The CBIC connects south India's two largest industrial economies — Bengaluru's R&D and electronics depth with Chennai's automotive and port base — across a ~560 km belt planned by JICA. Its thesis is less about new geography than about thickening the existing southern manufacturing core and giving it a dedicated export channel.

Three nodes anchor it. Krishnapatnam (“KRIS City”, Andhra Pradesh) is the port-linked, export-oriented node — foundation laid in early 2025, ~₹10,500 cr of investment targeted, Phase-I trunk infrastructure due by end-2026. Tumakuru (Karnataka) is under construction with plug-and-play infrastructure on a similar timeline, and Ponneri (Tamil Nadu), ~4,000 acres north of Chennai, is master-planned for engineering and manufacturing.

This is the corridor where post-PLI electronics manufacturing and the auto/EV supply chain are most likely to deepen.

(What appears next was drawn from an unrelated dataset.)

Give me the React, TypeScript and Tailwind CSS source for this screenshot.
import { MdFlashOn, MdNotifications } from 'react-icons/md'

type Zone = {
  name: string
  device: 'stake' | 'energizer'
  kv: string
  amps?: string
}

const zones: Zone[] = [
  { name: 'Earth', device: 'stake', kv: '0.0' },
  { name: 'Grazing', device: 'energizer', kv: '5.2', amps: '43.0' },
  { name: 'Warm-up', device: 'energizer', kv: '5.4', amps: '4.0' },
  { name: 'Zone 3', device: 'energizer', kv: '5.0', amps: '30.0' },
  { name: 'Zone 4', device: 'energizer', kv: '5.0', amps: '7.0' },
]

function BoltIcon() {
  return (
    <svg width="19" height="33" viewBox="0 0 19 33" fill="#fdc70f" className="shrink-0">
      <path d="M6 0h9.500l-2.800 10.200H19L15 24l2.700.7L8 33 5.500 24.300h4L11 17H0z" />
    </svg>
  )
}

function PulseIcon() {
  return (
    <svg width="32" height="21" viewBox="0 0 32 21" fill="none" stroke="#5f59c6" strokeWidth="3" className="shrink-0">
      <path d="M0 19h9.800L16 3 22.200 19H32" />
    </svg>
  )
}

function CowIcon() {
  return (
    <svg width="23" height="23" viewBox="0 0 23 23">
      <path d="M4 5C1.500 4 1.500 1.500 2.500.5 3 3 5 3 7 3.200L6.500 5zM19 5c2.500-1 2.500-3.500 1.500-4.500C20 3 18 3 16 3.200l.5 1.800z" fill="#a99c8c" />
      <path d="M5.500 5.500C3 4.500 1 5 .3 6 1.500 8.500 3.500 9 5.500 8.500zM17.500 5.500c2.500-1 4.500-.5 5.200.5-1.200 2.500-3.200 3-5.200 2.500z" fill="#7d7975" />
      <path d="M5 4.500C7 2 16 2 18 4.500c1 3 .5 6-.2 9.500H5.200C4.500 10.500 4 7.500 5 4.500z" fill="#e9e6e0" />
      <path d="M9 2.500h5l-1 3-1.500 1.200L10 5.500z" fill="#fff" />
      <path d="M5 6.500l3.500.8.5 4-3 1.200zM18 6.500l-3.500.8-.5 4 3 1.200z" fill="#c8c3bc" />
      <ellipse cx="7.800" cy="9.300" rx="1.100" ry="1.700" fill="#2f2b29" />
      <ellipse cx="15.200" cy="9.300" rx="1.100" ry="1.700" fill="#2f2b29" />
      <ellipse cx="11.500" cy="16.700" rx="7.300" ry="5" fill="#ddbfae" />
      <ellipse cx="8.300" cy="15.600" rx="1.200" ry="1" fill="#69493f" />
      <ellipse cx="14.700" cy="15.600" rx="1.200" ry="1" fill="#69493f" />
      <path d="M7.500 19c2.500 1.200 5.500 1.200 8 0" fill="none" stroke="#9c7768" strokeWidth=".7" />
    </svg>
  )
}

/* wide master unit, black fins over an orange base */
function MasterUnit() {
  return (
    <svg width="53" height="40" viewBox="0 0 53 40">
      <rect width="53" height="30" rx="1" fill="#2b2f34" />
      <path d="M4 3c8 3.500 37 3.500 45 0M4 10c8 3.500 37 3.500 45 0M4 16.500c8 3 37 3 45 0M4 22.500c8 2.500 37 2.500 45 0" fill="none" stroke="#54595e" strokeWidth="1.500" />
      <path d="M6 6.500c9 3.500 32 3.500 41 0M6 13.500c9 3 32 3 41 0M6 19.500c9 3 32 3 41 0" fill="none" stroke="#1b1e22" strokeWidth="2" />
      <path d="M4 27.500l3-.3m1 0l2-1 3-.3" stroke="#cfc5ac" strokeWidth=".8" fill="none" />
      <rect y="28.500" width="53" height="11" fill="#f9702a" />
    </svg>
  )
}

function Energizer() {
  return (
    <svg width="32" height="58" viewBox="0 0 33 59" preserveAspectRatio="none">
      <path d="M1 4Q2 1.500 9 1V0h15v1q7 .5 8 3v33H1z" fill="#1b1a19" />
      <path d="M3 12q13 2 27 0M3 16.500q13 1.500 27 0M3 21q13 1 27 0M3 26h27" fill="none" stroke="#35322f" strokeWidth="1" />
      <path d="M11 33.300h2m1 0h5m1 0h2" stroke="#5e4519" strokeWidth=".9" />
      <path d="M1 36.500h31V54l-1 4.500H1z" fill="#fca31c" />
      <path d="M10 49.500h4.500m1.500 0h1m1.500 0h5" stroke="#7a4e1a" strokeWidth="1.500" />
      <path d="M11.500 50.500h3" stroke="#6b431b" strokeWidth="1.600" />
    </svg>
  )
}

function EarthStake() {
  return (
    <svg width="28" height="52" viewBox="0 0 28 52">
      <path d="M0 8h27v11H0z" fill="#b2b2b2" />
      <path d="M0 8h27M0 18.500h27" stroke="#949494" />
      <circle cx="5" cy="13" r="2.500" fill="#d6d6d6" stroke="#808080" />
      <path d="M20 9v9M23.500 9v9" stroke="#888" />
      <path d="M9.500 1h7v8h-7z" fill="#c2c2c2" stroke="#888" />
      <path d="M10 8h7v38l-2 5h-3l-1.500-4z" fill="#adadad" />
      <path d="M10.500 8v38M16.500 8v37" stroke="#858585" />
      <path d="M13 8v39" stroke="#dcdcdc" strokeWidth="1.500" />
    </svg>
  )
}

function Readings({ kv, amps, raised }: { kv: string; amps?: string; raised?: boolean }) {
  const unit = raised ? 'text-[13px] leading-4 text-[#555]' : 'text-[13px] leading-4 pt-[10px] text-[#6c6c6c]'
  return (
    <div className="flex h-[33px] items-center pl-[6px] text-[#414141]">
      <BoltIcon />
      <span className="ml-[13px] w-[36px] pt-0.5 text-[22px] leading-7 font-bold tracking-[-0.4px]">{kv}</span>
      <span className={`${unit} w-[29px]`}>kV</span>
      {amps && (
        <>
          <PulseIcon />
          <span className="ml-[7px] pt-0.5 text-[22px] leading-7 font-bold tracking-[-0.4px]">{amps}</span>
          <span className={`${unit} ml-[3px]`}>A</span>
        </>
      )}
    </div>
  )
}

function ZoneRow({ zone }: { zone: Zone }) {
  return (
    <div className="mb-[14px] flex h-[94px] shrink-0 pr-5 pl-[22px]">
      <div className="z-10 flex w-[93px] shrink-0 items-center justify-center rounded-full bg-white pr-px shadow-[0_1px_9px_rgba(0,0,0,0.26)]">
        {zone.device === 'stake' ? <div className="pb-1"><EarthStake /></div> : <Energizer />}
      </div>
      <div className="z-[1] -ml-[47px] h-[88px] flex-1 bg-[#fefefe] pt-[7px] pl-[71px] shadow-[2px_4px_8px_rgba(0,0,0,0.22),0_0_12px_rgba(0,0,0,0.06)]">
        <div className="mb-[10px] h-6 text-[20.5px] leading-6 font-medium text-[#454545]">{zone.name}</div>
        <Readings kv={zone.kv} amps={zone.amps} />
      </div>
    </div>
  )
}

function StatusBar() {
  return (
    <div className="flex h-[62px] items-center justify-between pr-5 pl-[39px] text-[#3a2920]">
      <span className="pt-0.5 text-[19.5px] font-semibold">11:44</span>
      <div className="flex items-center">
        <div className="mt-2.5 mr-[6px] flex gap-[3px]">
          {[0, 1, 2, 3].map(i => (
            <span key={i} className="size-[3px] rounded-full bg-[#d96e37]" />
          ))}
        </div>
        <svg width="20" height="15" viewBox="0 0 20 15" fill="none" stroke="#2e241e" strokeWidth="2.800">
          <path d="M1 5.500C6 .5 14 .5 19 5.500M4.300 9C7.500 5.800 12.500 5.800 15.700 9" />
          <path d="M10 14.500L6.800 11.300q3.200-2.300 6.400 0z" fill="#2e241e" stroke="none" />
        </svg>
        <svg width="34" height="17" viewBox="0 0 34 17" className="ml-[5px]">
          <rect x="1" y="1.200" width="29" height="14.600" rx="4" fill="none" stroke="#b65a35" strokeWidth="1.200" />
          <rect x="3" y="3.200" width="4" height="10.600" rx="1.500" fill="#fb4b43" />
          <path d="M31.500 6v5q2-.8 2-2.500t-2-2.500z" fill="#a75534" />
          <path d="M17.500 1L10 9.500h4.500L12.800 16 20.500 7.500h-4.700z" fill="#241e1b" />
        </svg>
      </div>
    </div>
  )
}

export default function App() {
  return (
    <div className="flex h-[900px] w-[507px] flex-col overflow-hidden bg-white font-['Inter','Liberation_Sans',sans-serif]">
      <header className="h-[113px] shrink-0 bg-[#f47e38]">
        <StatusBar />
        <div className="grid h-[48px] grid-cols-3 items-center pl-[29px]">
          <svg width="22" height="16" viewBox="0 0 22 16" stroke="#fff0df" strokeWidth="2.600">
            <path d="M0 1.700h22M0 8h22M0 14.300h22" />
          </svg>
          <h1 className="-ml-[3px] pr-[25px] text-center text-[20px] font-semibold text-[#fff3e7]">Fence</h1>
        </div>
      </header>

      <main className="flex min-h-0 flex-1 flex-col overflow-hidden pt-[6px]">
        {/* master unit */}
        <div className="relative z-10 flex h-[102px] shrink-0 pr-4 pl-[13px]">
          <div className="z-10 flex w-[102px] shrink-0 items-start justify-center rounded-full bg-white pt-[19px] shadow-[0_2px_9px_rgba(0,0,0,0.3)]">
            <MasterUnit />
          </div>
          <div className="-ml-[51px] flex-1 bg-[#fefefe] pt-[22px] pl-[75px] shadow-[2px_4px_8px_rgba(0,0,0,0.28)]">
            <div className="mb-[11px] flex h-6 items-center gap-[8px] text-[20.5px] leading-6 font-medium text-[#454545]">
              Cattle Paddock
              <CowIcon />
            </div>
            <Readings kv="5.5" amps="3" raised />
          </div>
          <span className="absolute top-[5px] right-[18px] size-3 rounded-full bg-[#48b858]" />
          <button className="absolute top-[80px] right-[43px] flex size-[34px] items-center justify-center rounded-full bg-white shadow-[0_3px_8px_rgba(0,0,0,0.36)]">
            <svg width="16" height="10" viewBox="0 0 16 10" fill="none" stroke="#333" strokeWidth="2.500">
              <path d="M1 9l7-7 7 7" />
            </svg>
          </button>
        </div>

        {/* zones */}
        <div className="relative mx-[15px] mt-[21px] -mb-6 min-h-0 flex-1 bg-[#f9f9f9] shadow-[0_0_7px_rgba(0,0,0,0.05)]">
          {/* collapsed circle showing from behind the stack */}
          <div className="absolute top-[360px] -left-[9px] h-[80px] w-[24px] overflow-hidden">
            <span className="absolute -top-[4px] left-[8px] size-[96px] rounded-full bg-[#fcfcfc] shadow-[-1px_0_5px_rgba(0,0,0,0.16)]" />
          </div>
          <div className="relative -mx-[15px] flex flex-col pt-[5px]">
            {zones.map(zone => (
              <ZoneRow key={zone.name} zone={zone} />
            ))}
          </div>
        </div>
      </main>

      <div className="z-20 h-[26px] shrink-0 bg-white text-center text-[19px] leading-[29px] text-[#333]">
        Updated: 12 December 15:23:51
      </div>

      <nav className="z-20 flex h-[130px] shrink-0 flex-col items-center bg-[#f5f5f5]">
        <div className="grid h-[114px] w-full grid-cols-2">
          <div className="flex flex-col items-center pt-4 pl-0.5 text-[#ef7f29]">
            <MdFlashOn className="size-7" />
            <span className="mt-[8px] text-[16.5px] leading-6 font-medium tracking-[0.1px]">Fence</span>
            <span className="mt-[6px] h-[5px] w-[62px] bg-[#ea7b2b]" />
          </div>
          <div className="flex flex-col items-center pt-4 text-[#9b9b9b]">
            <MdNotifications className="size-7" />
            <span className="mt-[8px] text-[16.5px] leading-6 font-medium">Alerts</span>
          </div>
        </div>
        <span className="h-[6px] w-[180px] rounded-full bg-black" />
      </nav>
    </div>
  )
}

For MSMEs the entry points are component manufacturing, machine-vision and factory automation, and the logistics economy forming around the three nodes.

The payoff depends on the nodes activating on schedule and on Tamil Nadu, Karnataka and Andhra Pradesh coordinating incentives rather than competing for the same investors — a live risk for any multi-state corridor.